YOUR INSTRUCTIONS:
Leave out every picture, then transcribe the rest of the listing exactly.

****

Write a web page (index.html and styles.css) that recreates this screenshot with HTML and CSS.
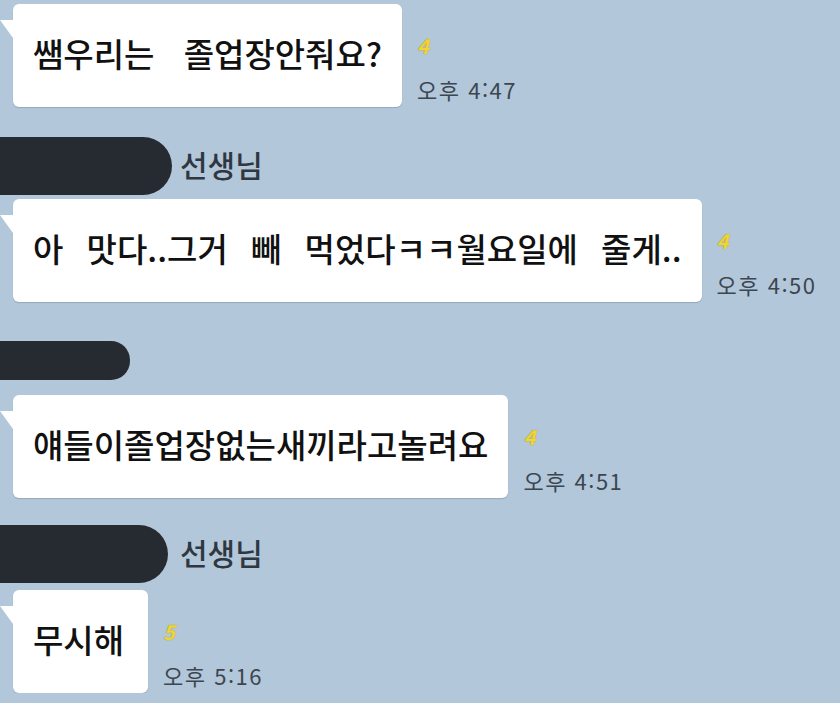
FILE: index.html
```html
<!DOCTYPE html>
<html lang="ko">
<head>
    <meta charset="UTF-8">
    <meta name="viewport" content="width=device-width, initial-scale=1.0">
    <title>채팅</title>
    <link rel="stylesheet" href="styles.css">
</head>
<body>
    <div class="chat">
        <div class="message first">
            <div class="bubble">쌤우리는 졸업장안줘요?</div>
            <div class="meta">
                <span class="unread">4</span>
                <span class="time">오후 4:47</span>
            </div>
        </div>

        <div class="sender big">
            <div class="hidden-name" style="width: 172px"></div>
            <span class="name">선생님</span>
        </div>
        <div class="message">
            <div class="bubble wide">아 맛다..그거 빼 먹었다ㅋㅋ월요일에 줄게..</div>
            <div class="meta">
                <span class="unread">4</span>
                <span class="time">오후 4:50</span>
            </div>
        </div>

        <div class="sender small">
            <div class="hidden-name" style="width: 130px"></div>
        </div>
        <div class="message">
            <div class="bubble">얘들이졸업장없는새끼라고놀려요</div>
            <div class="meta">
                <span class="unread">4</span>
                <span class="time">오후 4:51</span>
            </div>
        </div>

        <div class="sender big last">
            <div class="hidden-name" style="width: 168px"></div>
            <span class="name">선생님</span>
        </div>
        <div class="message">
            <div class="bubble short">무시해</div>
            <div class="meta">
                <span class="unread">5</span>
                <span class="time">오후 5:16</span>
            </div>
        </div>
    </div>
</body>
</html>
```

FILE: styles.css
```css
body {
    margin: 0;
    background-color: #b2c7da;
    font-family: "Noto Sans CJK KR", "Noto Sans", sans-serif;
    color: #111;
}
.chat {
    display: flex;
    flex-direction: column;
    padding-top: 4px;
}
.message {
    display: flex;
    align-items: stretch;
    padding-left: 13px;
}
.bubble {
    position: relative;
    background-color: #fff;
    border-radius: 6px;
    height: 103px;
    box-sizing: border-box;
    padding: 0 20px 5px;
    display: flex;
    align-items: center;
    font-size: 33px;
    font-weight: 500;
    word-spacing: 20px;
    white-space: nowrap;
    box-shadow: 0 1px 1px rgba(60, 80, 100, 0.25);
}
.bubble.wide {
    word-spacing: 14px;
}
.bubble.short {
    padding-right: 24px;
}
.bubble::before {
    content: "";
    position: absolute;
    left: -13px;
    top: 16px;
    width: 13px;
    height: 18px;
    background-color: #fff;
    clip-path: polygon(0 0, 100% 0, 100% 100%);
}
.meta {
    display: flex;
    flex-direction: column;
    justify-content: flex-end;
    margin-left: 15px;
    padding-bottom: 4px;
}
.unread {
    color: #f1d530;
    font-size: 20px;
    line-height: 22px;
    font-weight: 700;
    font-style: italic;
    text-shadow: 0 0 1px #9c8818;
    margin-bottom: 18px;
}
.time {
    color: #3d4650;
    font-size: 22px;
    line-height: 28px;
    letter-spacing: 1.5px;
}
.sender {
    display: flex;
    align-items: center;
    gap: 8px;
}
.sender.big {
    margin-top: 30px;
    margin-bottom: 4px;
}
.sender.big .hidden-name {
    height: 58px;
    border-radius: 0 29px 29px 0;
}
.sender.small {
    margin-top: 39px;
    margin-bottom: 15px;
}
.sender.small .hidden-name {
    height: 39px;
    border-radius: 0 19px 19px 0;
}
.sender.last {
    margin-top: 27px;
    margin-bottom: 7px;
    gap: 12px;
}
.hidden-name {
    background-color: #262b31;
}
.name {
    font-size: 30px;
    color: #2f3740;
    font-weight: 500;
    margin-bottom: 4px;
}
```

****

TASK SOLUTION:
Write a web page (index.html and styles.css) that recreates this screenshot with HTML and CSS.
FILE: index.html
```html
<!DOCTYPE html>
<html lang="ko">
<head>
    <meta charset="UTF-8">
    <meta name="viewport" content="width=device-width, initial-scale=1.0">
    <title>채팅</title>
    <link rel="stylesheet" href="styles.css">
</head>
<body>
    <div class="chat">
        <div class="message first">
            <div class="bubble">쌤우리는 졸업장안줘요?</div>
            <div class="meta">
                <span class="unread">4</span>
                <span class="time">오후 4:47</span>
            </div>
        </div>

        <div class="sender big">
            <div class="hidden-name" style="width: 172px"></div>
            <span class="name">선생님</span>
        </div>
        <div class="message">
            <div class="bubble wide">아 맛다..그거 빼 먹었다ㅋㅋ월요일에 줄게..</div>
            <div class="meta">
                <span class="unread">4</span>
                <span class="time">오후 4:50</span>
            </div>
        </div>

        <div class="sender small">
            <div class="hidden-name" style="width: 130px"></div>
        </div>
        <div class="message">
            <div class="bubble">얘들이졸업장없는새끼라고놀려요</div>
            <div class="meta">
                <span class="unread">4</span>
                <span class="time">오후 4:51</span>
            </div>
        </div>

        <div class="sender big last">
            <div class="hidden-name" style="width: 168px"></div>
            <span class="name">선생님</span>
        </div>
        <div class="message">
            <div class="bubble short">무시해</div>
            <div class="meta">
                <span class="unread">5</span>
                <span class="time">오후 5:16</span>
            </div>
        </div>
    </div>
</body>
</html>
```

FILE: styles.css
```css
body {
    margin: 0;
    background-color: #b2c7da;
    font-family: "Noto Sans CJK KR", "Noto Sans", sans-serif;
    color: #111;
}
.chat {
    display: flex;
    flex-direction: column;
    padding-top: 4px;
}
.message {
    display: flex;
    align-items: stretch;
    padding-left: 13px;
}
.bubble {
    position: relative;
    background-color: #fff;
    border-radius: 6px;
    height: 103px;
    box-sizing: border-box;
    padding: 0 20px 5px;
    display: flex;
    align-items: center;
    font-size: 33px;
    font-weight: 500;
    word-spacing: 20px;
    white-space: nowrap;
    box-shadow: 0 1px 1px rgba(60, 80, 100, 0.25);
}
.bubble.wide {
    word-spacing: 14px;
}
.bubble.short {
    padding-right: 24px;
}
.bubble::before {
    content: "";
    position: absolute;
    left: -13px;
    top: 16px;
    width: 13px;
    height: 18px;
    background-color: #fff;
    clip-path: polygon(0 0, 100% 0, 100% 100%);
}
.meta {
    display: flex;
    flex-direction: column;
    justify-content: flex-end;
    margin-left: 15px;
    padding-bottom: 4px;
}
.unread {
    color: #f1d530;
    font-size: 20px;
    line-height: 22px;
    font-weight: 700;
    font-style: italic;
    text-shadow: 0 0 1px #9c8818;
    margin-bottom: 18px;
}
.time {
    color: #3d4650;
    font-size: 22px;
    line-height: 28px;
    letter-spacing: 1.5px;
}
.sender {
    display: flex;
    align-items: center;
    gap: 8px;
}
.sender.big {
    margin-top: 30px;
    margin-bottom: 4px;
}
.sender.big .hidden-name {
    height: 58px;
    border-radius: 0 29px 29px 0;
}
.sender.small {
    margin-top: 39px;
    margin-bottom: 15px;
}
.sender.small .hidden-name {
    height: 39px;
    border-radius: 0 19px 19px 0;
}
.sender.last {
    margin-top: 27px;
    margin-bottom: 7px;
    gap: 12px;
}
.hidden-name {
    background-color: #262b31;
}
.name {
    font-size: 30px;
    color: #2f3740;
    font-weight: 500;
    margin-bottom: 4px;
}
```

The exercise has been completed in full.